Your job is to retype all of the data word for word, leaving every image out.
------ Data provided
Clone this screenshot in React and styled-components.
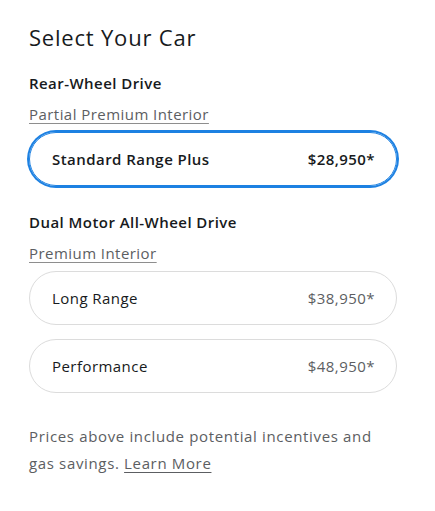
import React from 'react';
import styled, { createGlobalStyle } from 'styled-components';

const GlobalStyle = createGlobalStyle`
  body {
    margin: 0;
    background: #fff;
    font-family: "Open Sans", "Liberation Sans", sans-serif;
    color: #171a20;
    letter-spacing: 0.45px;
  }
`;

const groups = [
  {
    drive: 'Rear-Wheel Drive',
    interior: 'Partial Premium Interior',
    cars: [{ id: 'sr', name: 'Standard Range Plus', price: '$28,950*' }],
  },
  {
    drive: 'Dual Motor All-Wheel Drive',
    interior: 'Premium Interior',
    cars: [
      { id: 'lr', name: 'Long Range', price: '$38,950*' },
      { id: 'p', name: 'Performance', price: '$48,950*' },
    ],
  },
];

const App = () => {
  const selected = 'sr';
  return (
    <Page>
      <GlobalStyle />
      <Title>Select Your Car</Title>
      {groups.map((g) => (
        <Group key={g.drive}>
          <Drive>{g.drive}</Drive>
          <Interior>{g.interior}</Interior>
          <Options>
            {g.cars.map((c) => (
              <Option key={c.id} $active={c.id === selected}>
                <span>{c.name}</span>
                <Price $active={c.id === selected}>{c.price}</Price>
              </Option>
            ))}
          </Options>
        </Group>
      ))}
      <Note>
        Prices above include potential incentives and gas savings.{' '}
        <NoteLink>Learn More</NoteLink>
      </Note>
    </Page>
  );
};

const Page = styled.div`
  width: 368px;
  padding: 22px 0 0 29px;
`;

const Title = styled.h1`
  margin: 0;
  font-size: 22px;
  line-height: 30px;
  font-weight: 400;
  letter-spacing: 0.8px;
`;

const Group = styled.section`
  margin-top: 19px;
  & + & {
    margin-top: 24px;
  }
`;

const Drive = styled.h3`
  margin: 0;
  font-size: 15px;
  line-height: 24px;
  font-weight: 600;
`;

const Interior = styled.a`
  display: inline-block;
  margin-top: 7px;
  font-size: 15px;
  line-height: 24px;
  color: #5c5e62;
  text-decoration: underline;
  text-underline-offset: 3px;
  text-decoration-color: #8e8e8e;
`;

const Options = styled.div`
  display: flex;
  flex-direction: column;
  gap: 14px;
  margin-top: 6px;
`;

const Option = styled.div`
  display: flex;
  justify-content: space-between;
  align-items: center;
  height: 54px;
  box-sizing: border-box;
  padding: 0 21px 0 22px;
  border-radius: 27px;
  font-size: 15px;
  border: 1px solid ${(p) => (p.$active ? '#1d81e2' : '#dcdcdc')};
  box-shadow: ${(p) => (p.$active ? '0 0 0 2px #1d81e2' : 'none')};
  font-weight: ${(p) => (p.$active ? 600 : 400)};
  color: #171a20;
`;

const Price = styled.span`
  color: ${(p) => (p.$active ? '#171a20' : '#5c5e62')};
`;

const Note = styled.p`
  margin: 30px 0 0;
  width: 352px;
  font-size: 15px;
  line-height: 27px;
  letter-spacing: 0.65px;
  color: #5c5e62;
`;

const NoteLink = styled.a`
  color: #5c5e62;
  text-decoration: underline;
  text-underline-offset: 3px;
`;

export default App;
------------
Result of this exercise -
Clone this screenshot in React and styled-components.
import React from 'react';
import styled, { createGlobalStyle } from 'styled-components';

const GlobalStyle = createGlobalStyle`
  body {
    margin: 0;
    background: #fff;
    font-family: "Open Sans", "Liberation Sans", sans-serif;
    color: #171a20;
    letter-spacing: 0.45px;
  }
`;

const groups = [
  {
    drive: 'Rear-Wheel Drive',
    interior: 'Partial Premium Interior',
    cars: [{ id: 'sr', name: 'Standard Range Plus', price: '$28,950*' }],
  },
  {
    drive: 'Dual Motor All-Wheel Drive',
    interior: 'Premium Interior',
    cars: [
      { id: 'lr', name: 'Long Range', price: '$38,950*' },
      { id: 'p', name: 'Performance', price: '$48,950*' },
    ],
  },
];

const App = () => {
  const selected = 'sr';
  return (
    <Page>
      <GlobalStyle />
      <Title>Select Your Car</Title>
      {groups.map((g) => (
        <Group key={g.drive}>
          <Drive>{g.drive}</Drive>
          <Interior>{g.interior}</Interior>
          <Options>
            {g.cars.map((c) => (
              <Option key={c.id} $active={c.id === selected}>
                <span>{c.name}</span>
                <Price $active={c.id === selected}>{c.price}</Price>
              </Option>
            ))}
          </Options>
        </Group>
      ))}
      <Note>
        Prices above include potential incentives and gas savings.{' '}
        <NoteLink>Learn More</NoteLink>
      </Note>
    </Page>
  );
};

const Page = styled.div`
  width: 368px;
  padding: 22px 0 0 29px;
`;

const Title = styled.h1`
  margin: 0;
  font-size: 22px;
  line-height: 30px;
  font-weight: 400;
  letter-spacing: 0.8px;
`;

const Group = styled.section`
  margin-top: 19px;
  & + & {
    margin-top: 24px;
  }
`;

const Drive = styled.h3`
  margin: 0;
  font-size: 15px;
  line-height: 24px;
  font-weight: 600;
`;

const Interior = styled.a`
  display: inline-block;
  margin-top: 7px;
  font-size: 15px;
  line-height: 24px;
  color: #5c5e62;
  text-decoration: underline;
  text-underline-offset: 3px;
  text-decoration-color: #8e8e8e;
`;

const Options = styled.div`
  display: flex;
  flex-direction: column;
  gap: 14px;
  margin-top: 6px;
`;

const Option = styled.div`
  display: flex;
  justify-content: space-between;
  align-items: center;
  height: 54px;
  box-sizing: border-box;
  padding: 0 21px 0 22px;
  border-radius: 27px;
  font-size: 15px;
  border: 1px solid ${(p) => (p.$active ? '#1d81e2' : '#dcdcdc')};
  box-shadow: ${(p) => (p.$active ? '0 0 0 2px #1d81e2' : 'none')};
  font-weight: ${(p) => (p.$active ? 600 : 400)};
  color: #171a20;
`;

const Price = styled.span`
  color: ${(p) => (p.$active ? '#171a20' : '#5c5e62')};
`;

const Note = styled.p`
  margin: 30px 0 0;
  width: 352px;
  font-size: 15px;
  line-height: 27px;
  letter-spacing: 0.65px;
  color: #5c5e62;
`;

const NoteLink = styled.a`
  color: #5c5e62;
  text-decoration: underline;
  text-underline-offset: 3px;
`;

export default App;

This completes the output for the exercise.